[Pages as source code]
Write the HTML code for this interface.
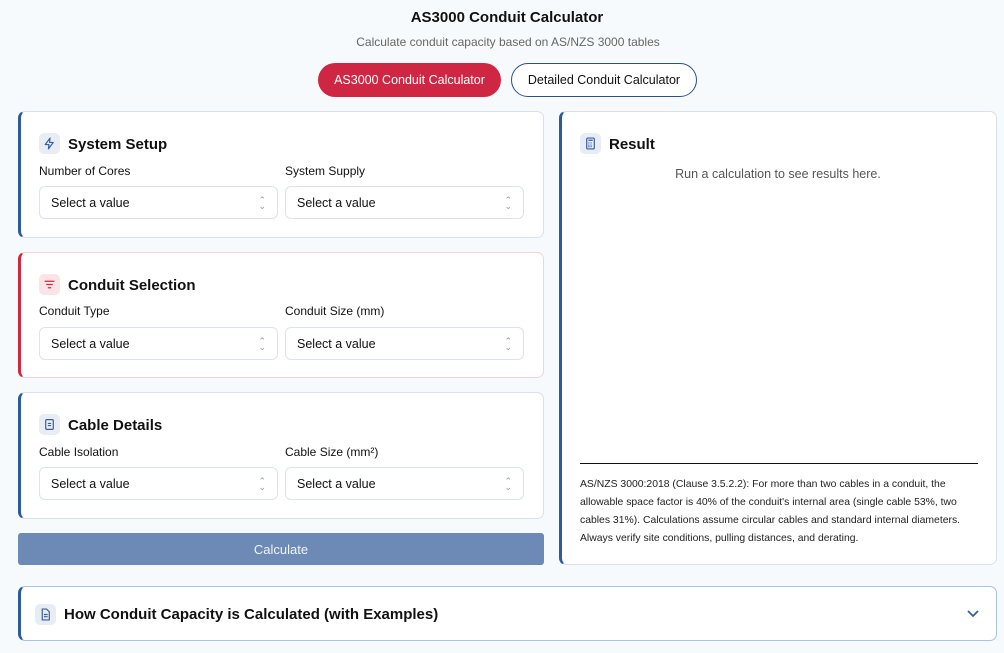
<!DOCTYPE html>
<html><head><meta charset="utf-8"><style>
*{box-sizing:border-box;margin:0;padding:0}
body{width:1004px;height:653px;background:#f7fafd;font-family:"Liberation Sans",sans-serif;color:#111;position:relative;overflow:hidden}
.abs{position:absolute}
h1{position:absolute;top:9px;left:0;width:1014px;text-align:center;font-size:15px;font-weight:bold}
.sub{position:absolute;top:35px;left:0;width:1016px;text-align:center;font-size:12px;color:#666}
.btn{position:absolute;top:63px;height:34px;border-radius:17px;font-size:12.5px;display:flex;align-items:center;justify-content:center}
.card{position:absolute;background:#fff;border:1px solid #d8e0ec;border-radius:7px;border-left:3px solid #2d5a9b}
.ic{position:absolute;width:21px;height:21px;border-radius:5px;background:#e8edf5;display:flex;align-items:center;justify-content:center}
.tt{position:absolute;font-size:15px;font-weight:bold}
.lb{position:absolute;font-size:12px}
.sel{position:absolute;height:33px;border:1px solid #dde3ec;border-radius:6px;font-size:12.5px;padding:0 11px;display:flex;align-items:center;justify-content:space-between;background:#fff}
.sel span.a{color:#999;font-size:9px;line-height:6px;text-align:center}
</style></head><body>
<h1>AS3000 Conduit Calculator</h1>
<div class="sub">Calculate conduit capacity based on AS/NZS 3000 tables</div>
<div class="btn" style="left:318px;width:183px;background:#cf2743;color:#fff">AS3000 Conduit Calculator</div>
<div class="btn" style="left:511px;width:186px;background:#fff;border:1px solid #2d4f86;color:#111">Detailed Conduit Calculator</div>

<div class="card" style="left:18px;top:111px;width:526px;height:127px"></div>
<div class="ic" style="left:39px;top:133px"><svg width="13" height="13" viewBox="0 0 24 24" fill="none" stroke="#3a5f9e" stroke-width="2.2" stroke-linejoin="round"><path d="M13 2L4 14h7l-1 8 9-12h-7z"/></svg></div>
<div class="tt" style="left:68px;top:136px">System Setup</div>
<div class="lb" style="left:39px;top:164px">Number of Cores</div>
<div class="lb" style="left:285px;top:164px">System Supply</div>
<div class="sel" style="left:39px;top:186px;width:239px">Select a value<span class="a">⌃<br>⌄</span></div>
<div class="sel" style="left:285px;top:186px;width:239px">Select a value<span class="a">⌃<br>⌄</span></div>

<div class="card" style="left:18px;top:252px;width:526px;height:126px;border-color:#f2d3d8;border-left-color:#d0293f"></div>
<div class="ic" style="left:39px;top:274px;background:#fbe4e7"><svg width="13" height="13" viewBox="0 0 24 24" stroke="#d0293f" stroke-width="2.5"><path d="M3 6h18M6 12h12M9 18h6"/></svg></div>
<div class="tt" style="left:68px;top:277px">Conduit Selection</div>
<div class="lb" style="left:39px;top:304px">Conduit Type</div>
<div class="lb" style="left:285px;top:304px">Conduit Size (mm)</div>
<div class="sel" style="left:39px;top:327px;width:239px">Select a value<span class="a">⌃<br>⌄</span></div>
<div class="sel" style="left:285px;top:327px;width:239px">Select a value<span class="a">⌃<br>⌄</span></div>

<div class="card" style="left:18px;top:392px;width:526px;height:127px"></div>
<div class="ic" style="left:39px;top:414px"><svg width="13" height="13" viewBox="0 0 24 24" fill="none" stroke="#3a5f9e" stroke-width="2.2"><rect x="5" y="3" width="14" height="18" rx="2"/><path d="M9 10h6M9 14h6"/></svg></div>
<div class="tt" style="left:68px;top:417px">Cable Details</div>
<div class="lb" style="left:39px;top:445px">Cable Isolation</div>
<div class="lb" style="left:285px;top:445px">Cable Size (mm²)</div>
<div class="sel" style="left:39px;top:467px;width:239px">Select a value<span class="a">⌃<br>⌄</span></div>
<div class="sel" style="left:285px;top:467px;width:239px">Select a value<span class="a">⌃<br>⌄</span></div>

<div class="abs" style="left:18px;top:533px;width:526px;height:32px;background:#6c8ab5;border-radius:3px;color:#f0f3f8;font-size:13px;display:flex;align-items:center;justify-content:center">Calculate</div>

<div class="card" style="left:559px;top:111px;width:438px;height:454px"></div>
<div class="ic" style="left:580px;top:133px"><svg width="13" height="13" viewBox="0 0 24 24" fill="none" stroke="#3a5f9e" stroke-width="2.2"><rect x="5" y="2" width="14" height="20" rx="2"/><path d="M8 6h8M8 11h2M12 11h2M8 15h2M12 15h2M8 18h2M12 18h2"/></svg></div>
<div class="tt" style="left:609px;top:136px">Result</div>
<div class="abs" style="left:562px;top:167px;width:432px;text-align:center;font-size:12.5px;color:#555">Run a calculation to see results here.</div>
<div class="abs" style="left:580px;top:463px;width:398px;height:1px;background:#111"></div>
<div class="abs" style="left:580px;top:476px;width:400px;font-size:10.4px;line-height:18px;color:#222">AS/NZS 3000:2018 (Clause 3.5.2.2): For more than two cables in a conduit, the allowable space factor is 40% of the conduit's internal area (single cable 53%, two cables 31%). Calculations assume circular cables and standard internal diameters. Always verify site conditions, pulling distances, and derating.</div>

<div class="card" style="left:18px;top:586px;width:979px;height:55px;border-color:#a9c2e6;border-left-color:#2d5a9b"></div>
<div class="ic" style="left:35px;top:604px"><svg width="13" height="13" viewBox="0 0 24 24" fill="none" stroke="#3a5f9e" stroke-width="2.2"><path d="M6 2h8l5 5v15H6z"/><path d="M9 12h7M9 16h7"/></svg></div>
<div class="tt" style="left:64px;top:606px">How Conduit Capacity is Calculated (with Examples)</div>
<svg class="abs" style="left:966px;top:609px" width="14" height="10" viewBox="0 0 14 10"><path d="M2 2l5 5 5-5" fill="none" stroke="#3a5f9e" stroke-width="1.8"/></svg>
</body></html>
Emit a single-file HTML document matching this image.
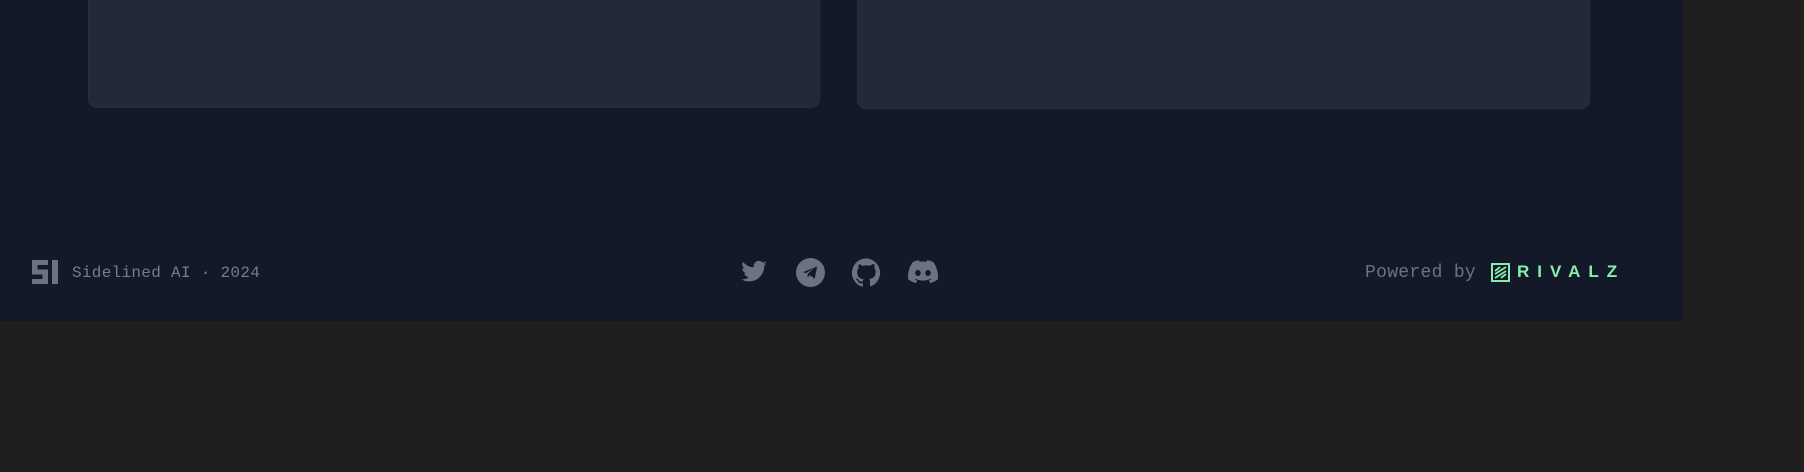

## THE EXERCISE
Without including any pictures, print all of the material exactly as given.

## RIGHT ANSWER
Write the HTML code for this interface.
<!DOCTYPE html>
<html><head><meta charset="utf-8"><style>
*{box-sizing:border-box;margin:0;padding:0}
body{width:1004px;height:653px;background:#f7fafd;font-family:"Liberation Sans",sans-serif;color:#111;position:relative;overflow:hidden}
.abs{position:absolute}
h1{position:absolute;top:9px;left:0;width:1014px;text-align:center;font-size:15px;font-weight:bold}
.sub{position:absolute;top:35px;left:0;width:1016px;text-align:center;font-size:12px;color:#666}
.btn{position:absolute;top:63px;height:34px;border-radius:17px;font-size:12.5px;display:flex;align-items:center;justify-content:center}
.card{position:absolute;background:#fff;border:1px solid #d8e0ec;border-radius:7px;border-left:3px solid #2d5a9b}
.ic{position:absolute;width:21px;height:21px;border-radius:5px;background:#e8edf5;display:flex;align-items:center;justify-content:center}
.tt{position:absolute;font-size:15px;font-weight:bold}
.lb{position:absolute;font-size:12px}
.sel{position:absolute;height:33px;border:1px solid #dde3ec;border-radius:6px;font-size:12.5px;padding:0 11px;display:flex;align-items:center;justify-content:space-between;background:#fff}
.sel span.a{color:#999;font-size:9px;line-height:6px;text-align:center}
</style></head><body>
<h1>AS3000 Conduit Calculator</h1>
<div class="sub">Calculate conduit capacity based on AS/NZS 3000 tables</div>
<div class="btn" style="left:318px;width:183px;background:#cf2743;color:#fff">AS3000 Conduit Calculator</div>
<div class="btn" style="left:511px;width:186px;background:#fff;border:1px solid #2d4f86;color:#111">Detailed Conduit Calculator</div>

<div class="card" style="left:18px;top:111px;width:526px;height:127px"></div>
<div class="ic" style="left:39px;top:133px"><svg width="13" height="13" viewBox="0 0 24 24" fill="none" stroke="#3a5f9e" stroke-width="2.2" stroke-linejoin="round"><path d="M13 2L4 14h7l-1 8 9-12h-7z"/></svg></div>
<div class="tt" style="left:68px;top:136px">System Setup</div>
<div class="lb" style="left:39px;top:164px">Number of Cores</div>
<div class="lb" style="left:285px;top:164px">System Supply</div>
<div class="sel" style="left:39px;top:186px;width:239px">Select a value<span class="a">⌃<br>⌄</span></div>
<div class="sel" style="left:285px;top:186px;width:239px">Select a value<span class="a">⌃<br>⌄</span></div>

<div class="card" style="left:18px;top:252px;width:526px;height:126px;border-color:#f2d3d8;border-left-color:#d0293f"></div>
<div class="ic" style="left:39px;top:274px;background:#fbe4e7"><svg width="13" height="13" viewBox="0 0 24 24" stroke="#d0293f" stroke-width="2.5"><path d="M3 6h18M6 12h12M9 18h6"/></svg></div>
<div class="tt" style="left:68px;top:277px">Conduit Selection</div>
<div class="lb" style="left:39px;top:304px">Conduit Type</div>
<div class="lb" style="left:285px;top:304px">Conduit Size (mm)</div>
<div class="sel" style="left:39px;top:327px;width:239px">Select a value<span class="a">⌃<br>⌄</span></div>
<div class="sel" style="left:285px;top:327px;width:239px">Select a value<span class="a">⌃<br>⌄</span></div>

<div class="card" style="left:18px;top:392px;width:526px;height:127px"></div>
<div class="ic" style="left:39px;top:414px"><svg width="13" height="13" viewBox="0 0 24 24" fill="none" stroke="#3a5f9e" stroke-width="2.2"><rect x="5" y="3" width="14" height="18" rx="2"/><path d="M9 10h6M9 14h6"/></svg></div>
<div class="tt" style="left:68px;top:417px">Cable Details</div>
<div class="lb" style="left:39px;top:445px">Cable Isolation</div>
<div class="lb" style="left:285px;top:445px">Cable Size (mm²)</div>
<div class="sel" style="left:39px;top:467px;width:239px">Select a value<span class="a">⌃<br>⌄</span></div>
<div class="sel" style="left:285px;top:467px;width:239px">Select a value<span class="a">⌃<br>⌄</span></div>

<div class="abs" style="left:18px;top:533px;width:526px;height:32px;background:#6c8ab5;border-radius:3px;color:#f0f3f8;font-size:13px;display:flex;align-items:center;justify-content:center">Calculate</div>

<div class="card" style="left:559px;top:111px;width:438px;height:454px"></div>
<div class="ic" style="left:580px;top:133px"><svg width="13" height="13" viewBox="0 0 24 24" fill="none" stroke="#3a5f9e" stroke-width="2.2"><rect x="5" y="2" width="14" height="20" rx="2"/><path d="M8 6h8M8 11h2M12 11h2M8 15h2M12 15h2M8 18h2M12 18h2"/></svg></div>
<div class="tt" style="left:609px;top:136px">Result</div>
<div class="abs" style="left:562px;top:167px;width:432px;text-align:center;font-size:12.5px;color:#555">Run a calculation to see results here.</div>
<div class="abs" style="left:580px;top:463px;width:398px;height:1px;background:#111"></div>
<div class="abs" style="left:580px;top:476px;width:400px;font-size:10.4px;line-height:18px;color:#222">AS/NZS 3000:2018 (Clause 3.5.2.2): For more than two cables in a conduit, the allowable space factor is 40% of the conduit's internal area (single cable 53%, two cables 31%). Calculations assume circular cables and standard internal diameters. Always verify site conditions, pulling distances, and derating.</div>

<div class="card" style="left:18px;top:586px;width:979px;height:55px;border-color:#a9c2e6;border-left-color:#2d5a9b"></div>
<div class="ic" style="left:35px;top:604px"><svg width="13" height="13" viewBox="0 0 24 24" fill="none" stroke="#3a5f9e" stroke-width="2.2"><path d="M6 2h8l5 5v15H6z"/><path d="M9 12h7M9 16h7"/></svg></div>
<div class="tt" style="left:64px;top:606px">How Conduit Capacity is Calculated (with Examples)</div>
<svg class="abs" style="left:966px;top:609px" width="14" height="10" viewBox="0 0 14 10"><path d="M2 2l5 5 5-5" fill="none" stroke="#3a5f9e" stroke-width="1.8"/></svg>
</body></html>
Emit a single-file HTML document matching this image.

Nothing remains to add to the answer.